▼

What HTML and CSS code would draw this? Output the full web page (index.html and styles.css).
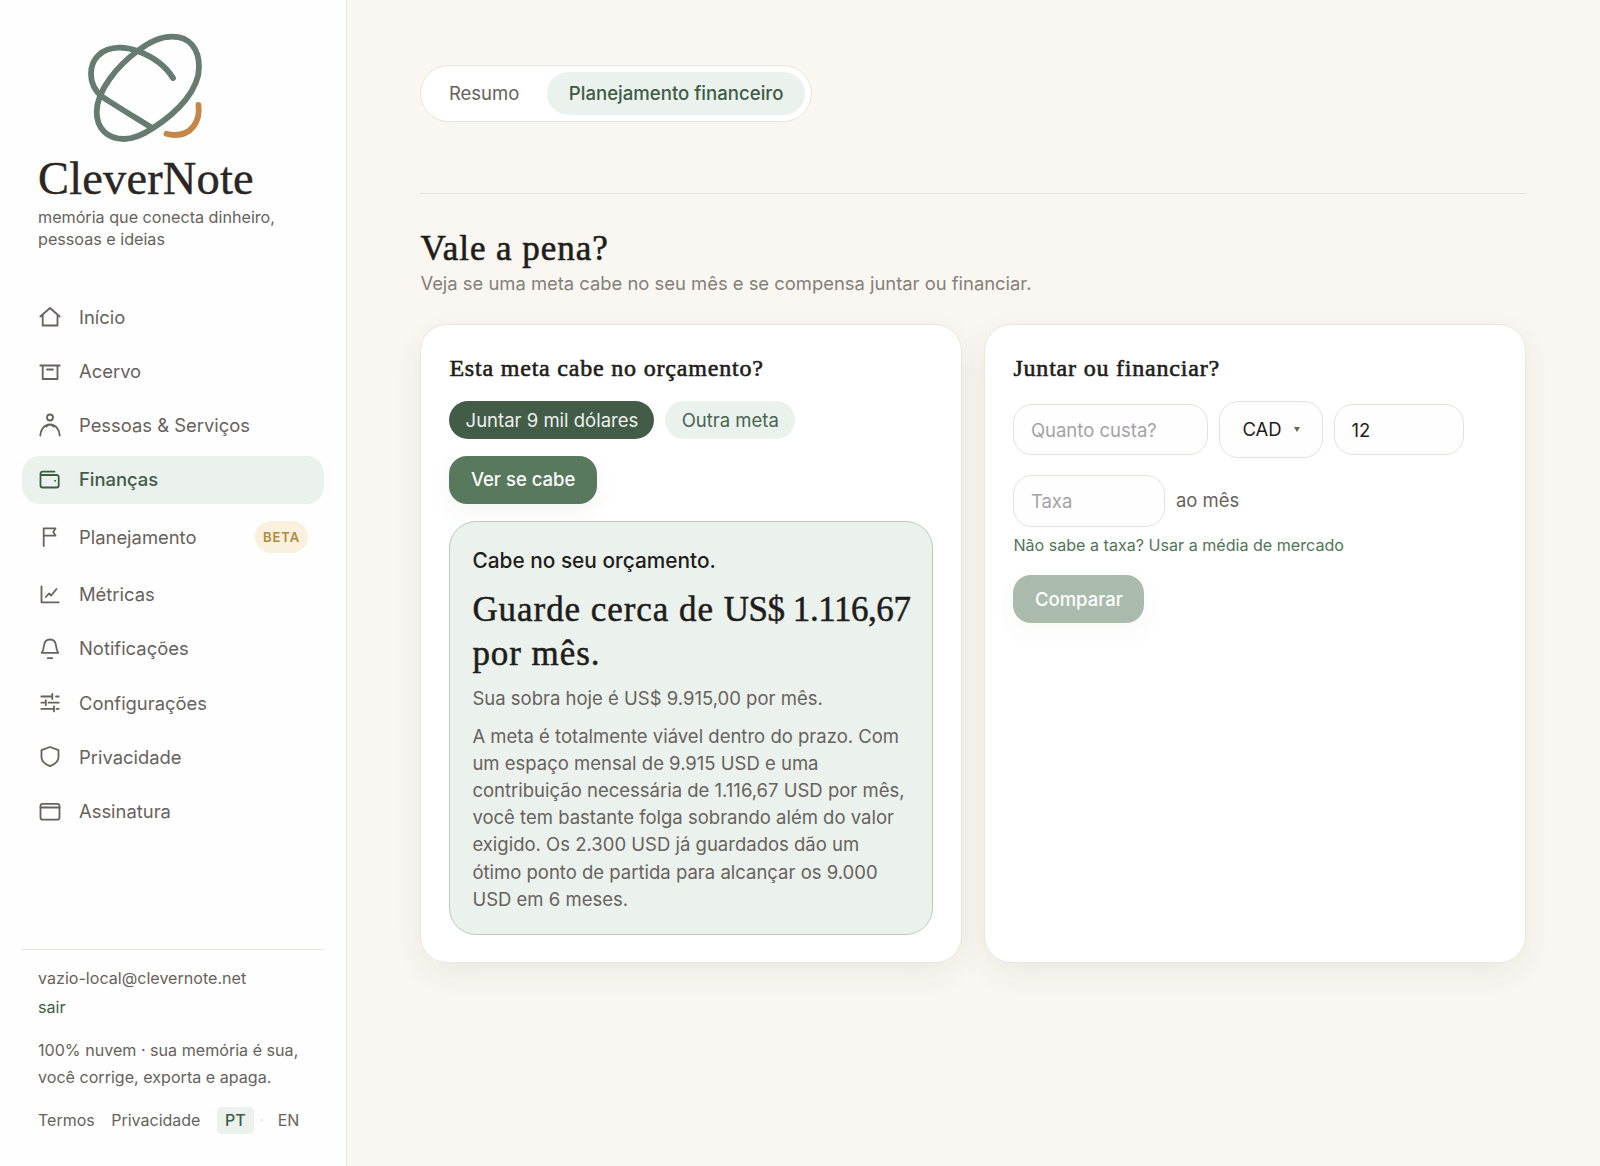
FILE: index.html
```
<!DOCTYPE html>
<html lang="pt-BR">
<head>
  <meta charset="UTF-8">
  <title>CleverNote - Finanças</title>
  <meta name="viewport" content="width=device-width, initial-scale=1.0">
  <link rel="stylesheet" href="styles.css">
</head>
<body>

  <aside class="sidebar">
    <div class="brand">
      <svg class="brand-mark" viewBox="85 30 120 115" fill="none" stroke="#667c70" stroke-width="5.8" stroke-linecap="round">
        <path d="M137.5 51C149 42 160 36.6 172 36.6C190 36.6 199 49 199 67C199 90 178 112 153 128C144 134 135 139 124 139C107 139 96.7 128 96.7 112C96.7 91 117 66 137.5 51Z"/>
        <path d="M173 78C165 65 151 56 137.5 51C132 49 125 47.5 119 47.7C102 48.3 91 58 91 74C91 83 95 91 102 96.5C108 101 136 118 152 128"/>
        <path d="M198.5 105C200.5 122 191 135 175 135C172 135 169 134.6 166.5 133.8" stroke="#c4874a"/>
      </svg>
      <div class="wordmark">CleverNote</div>
      <p class="tagline">memória que conecta dinheiro, pessoas e ideias</p>
    </div>

    <nav class="menu">
      <a class="item" href="#">
        <svg class="icon" viewBox="0 0 22 22"><path d="M1.3 10.5L11 2L20.7 10.5M3.7 8.5V19.5H18.5V8.5"/></svg>
        Início
      </a>
      <a class="item" href="#">
        <svg class="icon" viewBox="0 0 22 22"><path d="M1.3 5.5H20.7M3.7 5.5V19H18.5V5.5M8 9.5H14"/></svg>
        Acervo
      </a>
      <a class="item" href="#">
        <svg class="icon" viewBox="0 0 22 22"><circle cx="11" cy="2.5" r="3"/><path d="M1.3 20.5C1.6 14.5 5.5 9.3 11 9.3S20.4 14.5 20.7 20.5M7.5 11.5Q11 7.5 14.5 11.5"/></svg>
        Pessoas &amp; Serviços
      </a>
      <a class="item active" href="#">
        <svg class="icon" viewBox="0 0 22 22"><path d="M15.5 2.7H3.5Q1.5 2.7 1.5 5V16.5Q1.5 18.5 3.5 18.5H17.5Q19.7 18.5 19.7 16.5V8Q19.7 6 17.5 6H3.5Q1.5 6 1.5 4.5"/><circle class="dot" cx="16" cy="11.8" r=".5"/></svg>
        Finanças
      </a>
      <a class="item" href="#">
        <svg class="icon" viewBox="0 0 22 22"><path d="M4.7 20V2.3H16.5L14.3 5.9L16.5 9.7H4.7"/></svg>
        Planejamento
        <span class="beta">BETA</span>
      </a>
      <a class="item" href="#">
        <svg class="icon" viewBox="0 0 22 22"><path d="M2.5 2.5V18.3H19.7M6.8 13L10 9.5L12.2 11.5L17.5 5"/></svg>
        Métricas
      </a>
      <a class="item" href="#">
        <svg class="icon" viewBox="0 0 22 22"><path d="M2.7 14.8H19.3C17.6 12.5 17.3 10.5 17 7.5C16.6 3.6 14.3 1.5 11 1.5S5.4 3.6 5 7.5C4.7 10.5 4.4 12.5 2.7 14.8ZM8.8 20.2H13.2"/></svg>
        Notificações
      </a>
      <a class="item" href="#">
        <svg class="icon" viewBox="0 0 22 22"><path d="M2.3 4.5H13.3M13.3 2V7M17 4.5H19.7M2.3 10.7H6.8M6.8 8.2V13.2M9.5 10.7H19.7M2.3 16.9H15M15 14.4V19.4M17.5 16.9H19.7"/></svg>
        Configurações
      </a>
      <a class="item" href="#">
        <svg class="icon" viewBox="0 0 22 22"><path d="M11 1L19.5 4.2V11C19.5 15 16.5 18 11 20.2C5.5 18 2.5 15 2.5 11V4.2Z"/></svg>
        Privacidade
      </a>
      <a class="item" href="#">
        <svg class="icon" viewBox="0 0 22 22"><rect x="1.5" y="2.9" width="19" height="15.8" rx="2.2"/><path d="M1.5 6.5H20.5"/></svg>
        Assinatura
      </a>
    </nav>

    <footer class="account">
      <div class="email">vazio-local@clevernote.net</div>
      <a class="logout" href="#">sair</a>
      <p class="note">100% nuvem · sua memória é sua, você corrige, exporta e apaga.</p>
      <div class="links">
        <a href="#">Termos</a>
        <a href="#">Privacidade</a>
        <span class="langs">
          <a class="lang current" href="#">PT</a>
          <span class="sep">·</span>
          <a class="lang" href="#">EN</a>
        </span>
      </div>
    </footer>
  </aside>

  <main class="content">
    <div class="tabs">
      <button class="tab">Resumo</button>
      <button class="tab selected">Planejamento financeiro</button>
    </div>

    <section class="worth">
      <h1>Vale a pena?</h1>
      <p class="lead">Veja se uma meta cabe no seu mês e se compensa juntar ou financiar.</p>

      <div class="cards">
        <div class="card">
          <h2>Esta meta cabe no orçamento?</h2>
          <div class="chips">
            <button class="chip on">Juntar 9 mil dólares</button>
            <button class="chip">Outra meta</button>
          </div>
          <button class="primary">Ver se cabe</button>
          <div class="result">
            <p class="verdict">Cabe no seu orçamento.</p>
            <p class="amount">Guarde cerca de <span class="value">US$ 1.116,67</span> por mês.</p>
            <p class="surplus">Sua sobra hoje é US$ 9.915,00 por mês.</p>
            <p>A meta é totalmente viável dentro do prazo. Com um espaço mensal de 9.915 USD e uma contribuição necessária de 1.116,67 USD por mês, você tem bastante folga sobrando além do valor exigido. Os 2.300 USD já guardados dão um ótimo ponto de partida para alcançar os 9.000 USD em 6 meses.</p>
          </div>
        </div>

        <div class="card">
          <h2>Juntar ou financiar?</h2>
          <div class="fields">
            <input class="cost" type="text" placeholder="Quanto custa?">
            <button class="currency">CAD <span class="caret"></span></button>
            <input class="months" type="text" value="12">
          </div>
          <div class="fields">
            <input class="rate" type="text" placeholder="Taxa">
            <span class="unit">ao mês</span>
          </div>
          <a class="hint" href="#">Não sabe a taxa? Usar a média de mercado</a>
          <button class="primary" disabled>Comparar</button>
        </div>
      </div>
    </section>
  </main>

</body>
</html>
```
FILE: styles.css
```
* {
  box-sizing: border-box;
}

body {
  margin: 0;
  min-height: 1166px;
  display: flex;
  background-color: #faf7f2;
  color: #67625c;
  font-family: Inter, "Liberation Sans", sans-serif;
  font-size: 18.5px;
  line-height: 27.2px;
}

a {
  color: inherit;
  text-decoration: none;
}

p, h1, h2 {
  margin: 0;
}

button, input {
  font: inherit;
  border: none;
}

/* sidebar */
.sidebar {
  width: 347px;
  height: 1166px;
  flex: none;
  display: flex;
  flex-direction: column;
  padding: 30px 22px 0;
  background-color: #fefefe;
  border-right: 1px solid #ebe5e0;
}

.brand {
  padding: 0 16px;
}

.brand-mark {
  display: block;
  width: 120px;
  height: 115px;
  margin-left: 47px;
}

.wordmark {
  margin-top: 9px;
  color: #2b2624;
  font-family: "Liberation Serif", serif;
  font-size: 46.4px;
  line-height: 50px;
  letter-spacing: 0.2px;
  -webkit-text-stroke: 0.4px #2b2624;
}

.tagline {
  margin-top: 2px;
  font-size: 16.15px;
  line-height: 22px;
}

.menu {
  margin-top: 43px;
  display: flex;
  flex-direction: column;
  gap: 6px;
}

.item {
  height: 48.3px;
  display: flex;
  align-items: center;
  gap: 18px;
  padding: 0 16px 0 17px;
  border-radius: 18px;
  font-size: 18.4px;
}

.item:has(.beta) {
  height: 54.2px;
}

.item.active {
  background-color: #ebf1ed;
  color: #3f5b46;
  font-weight: 500;
}

.icon {
  width: 22px;
  height: 22px;
  flex: none;
  overflow: visible;
  fill: none;
  stroke: currentColor;
  stroke-width: 1.8;
  stroke-linecap: round;
  stroke-linejoin: round;
}

.icon .dot {
  stroke-width: 1;
}

.beta {
  margin-left: auto;
  padding: 0 8px 0 8.5px;
  border-radius: 17px;
  background-color: #f9f0de;
  color: #b08a3e;
  font-size: 13px;
  font-weight: 600;
  letter-spacing: 0.9px;
  line-height: 32px;
}

.account {
  margin-top: auto;
  height: 217px;
  padding: 15px 16px 0;
  border-top: 1px solid #e8e4e0;
  font-size: 16.1px;
}

.logout {
  display: block;
  margin-top: 2px;
  color: #3f5b46;
}

.note {
  margin-top: 15.5px;
}

.links {
  margin-top: 15.6px;
  display: flex;
  align-items: center;
  gap: 16.5px;
  font-size: 16px;
}

.langs {
  display: flex;
  align-items: center;
}

.lang {
  padding: 0 8px;
  border-radius: 5px;
}

.lang.current {
  background-color: #ebf1ed;
  color: #3f5b46;
  font-weight: 500;
}

.sep {
  width: 16px;
  color: #e5e0db;
  text-align: center;
}

/* main area */
.content {
  flex: 1;
  padding: 65px 73.6px 0 73.4px;
}

.tabs {
  width: 391.5px;
  height: 57px;
  display: flex;
  justify-content: space-between;
  padding: 6px;
  background-color: #fff;
  border: 1px solid #e9e4de;
  border-radius: 29px;
}

.tab {
  padding: 0 21.5px;
  border-radius: 22px;
  background: none;
  color: #67625c;
}

.tab.selected {
  background-color: #ebf1ed;
  color: #3f5b46;
  font-size: 18.6px;
  font-weight: 500;
}

.worth {
  margin-top: 70.5px;
  padding-top: 34px;
  border-top: 1px solid #e6e2dc;
}

h1, h2, .amount {
  color: #1f1d1a;
  font-family: "Liberation Serif", serif;
  font-weight: 400;
}

h1 {
  font-size: 35px;
  line-height: 42.5px;
  letter-spacing: 0.95px;
  -webkit-text-stroke: 0.6px #1f1d1a;
}

.lead {
  color: #85807a;
  font-size: 18.4px;
}

.cards {
  margin-top: 27px;
  display: grid;
  grid-template-columns: 1fr 1fr;
  gap: 22px;
}

.card {
  height: 639px;
  padding: 26px 28px;
  background-color: #fff;
  border: 1px solid #ebe6e1;
  border-radius: 27px;
  box-shadow: 0 10px 32px rgba(60, 45, 30, 0.07);
}

h2 {
  font-size: 24px;
  line-height: 34px;
  letter-spacing: 0.8px;
  -webkit-text-stroke: 0.6px #1f1d1a;
}

.chips {
  margin: 16px 0 16.5px;
  display: flex;
  gap: 11px;
}

.chip {
  height: 38px;
  padding: 0 16.2px;
  border-radius: 19px;
  background-color: #ebf1ed;
  color: #4a6350;
}

.chip.on {
  background-color: #435c47;
  color: #ebf1ed;
}

.primary {
  display: block;
  height: 48.5px;
  padding: 0 21.5px;
  border-radius: 18px;
  background-color: #58795e;
  color: #fcfcfa;
  font-weight: 500;
  box-shadow: 0 8px 22px rgba(60, 70, 50, 0.06);
}

.primary:disabled {
  opacity: 0.5;
}

.result {
  height: 414px;
  margin-top: 17px;
  padding: 25px 20px 0 22px;
  background-color: #ebf1ed;
  border: 1px solid #bfc9c1;
  border-radius: 27px;
}

.verdict {
  color: #1f1d1a;
  font-size: 20.85px;
  font-weight: 500;
}

.amount {
  margin-top: 14px;
  font-size: 35px;
  line-height: 43.5px;
  letter-spacing: 0.95px;
  -webkit-text-stroke: 0.5px #1f1d1a;
}

.amount .value {
  letter-spacing: -0.45px;
  white-space: nowrap;
}

.surplus {
  margin: 10px 0;
}

.fields {
  display: flex;
  align-items: center;
  gap: 11px;
}

.card h2 + .fields {
  margin: 16px 0 17px;
}

.fields input, .currency {
  height: 51.5px;
  padding: 0 16.5px;
  background-color: #fefefe;
  border: 1px solid #e6e1dc;
  border-radius: 19px;
  color: #1f1d1a;
}

.fields input::placeholder {
  color: #a5a2a6;
}

.cost {
  width: 195px;
}

.fields .currency {
  width: 103.5px;
  height: 57px;
  padding: 0 22px;
  display: flex;
  align-items: center;
  justify-content: space-between;
}

.caret {
  border: 3px solid transparent;
  border-top: 5px solid #67625c;
  border-bottom: none;
}

.months {
  width: 130px;
}

.rate {
  width: 151.5px;
}

.hint {
  display: block;
  margin: 5.5px 0 15.5px;
  color: #4f7558;
  font-size: 16.1px;
}
```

▲

Reproduce every line of the listing above in which the string "index" appears.

What HTML and CSS code would draw this? Output the full web page (index.html and styles.css).
FILE: index.html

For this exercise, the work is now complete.